What is a strain in physics? In the field of physics, strain refers to the deformation or alteration in the shape, size, or dimension of an object when subjected to an external force. This concept is crucial in understanding how materials respond to mechanical stress and is widely applied in various engineering disciplines, such as civil, mechanical, and materials engineering. Strain is a measure of the relative change in size or shape of a material and is typically expressed as a unitless ratio or percentage.
Strain can be categorized into two main types: linear strain and volumetric strain. Linear strain, also known as engineering strain, is the ratio of the change in length of a material to its original length. It is often used to describe the deformation of materials under tensile or compressive forces. Volumetric strain, on the other hand, is the ratio of the change in volume of a material to its original volume and is relevant when materials are subjected to forces that change their volume, such as those that cause them to expand or contract.

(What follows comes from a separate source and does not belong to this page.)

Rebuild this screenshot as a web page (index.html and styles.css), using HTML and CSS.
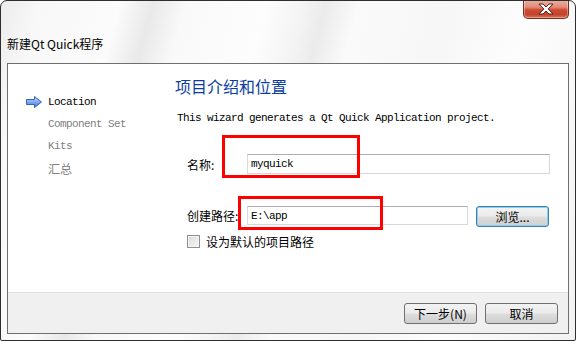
FILE: index.html
```html
<!DOCTYPE html>
<html lang="zh-CN">
  <head>
    <meta charset="UTF-8">
    <title>新建Qt Quick程序</title>
    <link rel="stylesheet" href="styles.css">
  </head>
  <body>
    <div class="window">
      <header class="titlebar">
        <div class="caption-row">
          <button type="button" class="close" aria-label="关闭">
            <svg width="18" height="12" viewBox="0 0 18 12">
              <path d="M2 1 H6 L9 4 L12 1 H16 L11.2 6 L16 11 H12 L9 8 L6 11 H2 L6.8 6 Z" fill="#fff" stroke="#5a1e14" stroke-width="1" stroke-linejoin="round"/>
            </svg>
          </button>
        </div>
        <div class="title">新建Qt Quick程序</div>
      </header>

      <div class="client">
        <div class="page">
          <ul class="steps">
            <li class="step current">
              <span class="step-icon">
                <svg width="16" height="12" viewBox="0 0 16 12">
                  <defs>
                    <linearGradient id="arrowFill" x1="0" y1="0" x2="0" y2="1">
                      <stop offset="0" stop-color="#c4dcfa"/>
                      <stop offset="0.5" stop-color="#7eaaf0"/>
                      <stop offset="1" stop-color="#3d74d6"/>
                    </linearGradient>
                  </defs>
                  <path d="M0.5 3.5 H8.5 V0.5 L15.5 6 L8.5 11.5 V8.5 H0.5 Z" fill="url(#arrowFill)" stroke="#3563b8" stroke-width="1" stroke-linejoin="round"/>
                </svg>
              </span>
              Location
            </li>
            <li class="step"><span class="step-icon"></span>Component Set</li>
            <li class="step"><span class="step-icon"></span>Kits</li>
            <li class="step cjk"><span class="step-icon"></span>汇总</li>
          </ul>

          <section class="main">
            <h1>项目介绍和位置</h1>
            <p class="intro">This wizard generates a Qt Quick Application project.</p>

            <div class="form">
              <div class="row row-name">
                <label for="name">名称:</label>
                <input type="text" id="name" class="field field-wide" value="myquick">
              </div>
              <div class="row row-path">
                <label for="path">创建路径:</label>
                <input type="text" id="path" class="field field-path" value="E:\app">
                <button type="button" class="btn btn-focus">浏览...</button>
              </div>
              <div class="row row-check">
                <span class="checkbox"></span>
                <span class="check-label">设为默认的项目路径</span>
              </div>
            </div>

            <span class="mark mark-name"></span>
            <span class="mark mark-path"></span>
          </section>
        </div>

        <footer class="buttons">
          <button type="button" class="btn">下一步(N)</button>
          <button type="button" class="btn">取消</button>
        </footer>
      </div>
    </div>
  </body>
</html>
```

FILE: styles.css
```css
* {
  box-sizing: border-box;
}

body {
  margin: 0;
  background: #ffffff;
  font-family: "Noto Sans CJK SC", "Noto Sans", sans-serif;
  font-size: 12px;
  color: #000;
}

.window {
  width: 576px;
  height: 341px;
  border: 1px solid #2e2e2e;
  border-radius: 7px 7px 2px 2px;
  display: flex;
  flex-direction: column;
  overflow: hidden;
  background: linear-gradient(105deg, #ececec 0%, #f8f8f8 6%, #fbfbfb 18%, #e9e9e9 23%, #f9f9f9 28%, #fdfdfd 40%, #f3f3f3 46%, #ebebeb 49%, #fafafa 54%, #f7f7f7 68%, #fdfdfd 80%, #f2f2f2 100%);
}

/* title bar */
.titlebar {
  height: 62px;
  flex: none;
}

.caption-row {
  display: flex;
  justify-content: flex-end;
  padding-right: 6px;
}

.close {
  width: 46px;
  height: 19px;
  margin-top: -1px;
  padding: 0;
  display: flex;
  align-items: center;
  justify-content: center;
  border: 1px solid #7b2a1d;
  border-top: none;
  border-radius: 0 0 5px 5px;
  background: linear-gradient(#eab2a4 0%, #e28a76 40%, #cc4b31 55%, #c3432c 80%, #d8755c 100%);
  box-shadow: inset 0 0 0 1px rgba(255, 255, 255, 0.35);
}

.title {
  margin-top: 17px;
  padding-left: 6px;
  line-height: 16px;
  font-size: 12px;
  color: #000;
}

/* client area */
.client {
  flex: 1;
  margin: 0 6px 6px;
  border: 1px solid #6f6f6f;
  display: flex;
  flex-direction: column;
  background: #f0f0f0;
}

.page {
  height: 229px;
  flex: none;
  background: #fff;
  border-bottom: 1px solid #dfdfdf;
  display: grid;
  grid-template-columns: 167px 1fr;
}

.steps {
  list-style: none;
  margin: 0;
  padding: 27px 0 0 18px;
}

.step {
  display: flex;
  align-items: center;
  gap: 6px;
  height: 22px;
  font-family: "Liberation Mono", monospace;
  font-size: 11px;
  letter-spacing: -0.6px;
  color: #808080;
}

.step.current {
  color: #000;
}

.step.cjk {
  font-family: "Noto Sans CJK SC", sans-serif;
  font-size: 12px;
  letter-spacing: 0;
}

.step-icon {
  width: 16px;
  height: 12px;
  display: flex;
}

.main {
  position: relative;
  padding: 12px 18px 0 0;
}

.main h1 {
  margin: 0;
  font-size: 16px;
  line-height: 20px;
  font-weight: normal;
  color: #0b3d9e;
}

.intro {
  margin: 12px 0 0 2px;
  line-height: 20px;
  font-family: "Liberation Mono", monospace;
  font-size: 11px;
  letter-spacing: -0.6px;
}

.form {
  margin-top: 26px;
  padding-left: 12px;
}

.row {
  display: flex;
  align-items: center;
}

.row label {
  width: 60px;
  flex: none;
}

.row-path {
  margin-top: 32px;
  align-items: flex-start;
}

.row-path label {
  line-height: 20px;
}

.row-check {
  margin-top: 8px;
  gap: 6px;
}

.field {
  height: 20px;
  padding: 0 3px;
  border: 1px solid #d5d9df;
  border-top-color: #abadb3;
  background: #fff;
  font-family: "Liberation Mono", monospace;
  font-size: 11px;
  letter-spacing: -0.6px;
  color: #000;
  outline: none;
}

.field-wide {
  width: 303px;
}

.field-path {
  width: 221px;
  height: 19px;
  margin-right: 8px;
}

.btn {
  width: 73px;
  height: 21px;
  padding: 0;
  border: 1px solid #707070;
  border-radius: 3px;
  background: linear-gradient(#f3f3f3 0%, #ebebeb 48%, #dddddd 52%, #cfcfcf 100%);
  font-family: "Noto Sans CJK SC", sans-serif;
  font-size: 12px;
  color: #000;
}

.btn-focus {
  border-color: #3c7fb1;
  box-shadow: inset 0 0 0 1px #8ed0f0;
}

.checkbox {
  width: 13px;
  height: 13px;
  border: 1px solid #8e8f8f;
  background: linear-gradient(135deg, #dcdcdc, #f6f6f6);
  box-shadow: inset 0 0 0 1px #f4f4f4;
}

.check-label {
  line-height: 13px;
}

/* red annotation boxes drawn over the form */
.mark {
  position: absolute;
  border: 3px solid #ff0000;
}

.mark-name {
  left: 47px;
  top: 71px;
  width: 138px;
  height: 43px;
}

.mark-path {
  left: 63px;
  top: 132px;
  width: 145px;
  height: 34px;
}

.buttons {
  display: flex;
  justify-content: flex-end;
  gap: 8px;
  padding: 10px 10px 0 0;
}
```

To calculate linear strain, the formula is given by:
Linear Strain (ε) = ΔL / L0
where ΔL is the change in length and L0 is the original length of the material. If the material elongates, the linear strain is positive; if it shortens, the strain is negative.
Volumetric strain is calculated using the following formula:
Volumetric Strain (κ) = ΔV / V0
where ΔV is the change in volume and V0 is the original volume of the material. Similar to linear strain, volumetric strain can also be positive or negative, depending on whether the material expands or contracts.
In addition to these basic types of strain, there are other strain measures, such as Poisson’s ratio, which is the ratio of lateral strain to longitudinal strain. Poisson’s ratio is a dimensionless quantity that characterizes the deformation behavior of materials and is often used to predict how a material will respond to different types of stress.
Understanding strain is essential for engineers and scientists when designing and analyzing structures, components, and materials. By knowing how a material will deform under stress, engineers can ensure that their designs are safe, reliable, and efficient. Furthermore, strain analysis helps in predicting the lifespan and failure mechanisms of materials, which is crucial in fields such as aerospace, automotive, and construction.
In conclusion, a strain in physics is a fundamental concept that describes the deformation of materials under external forces. By studying strain, engineers and scientists can better understand the behavior of materials and design structures that meet the demands of various applications.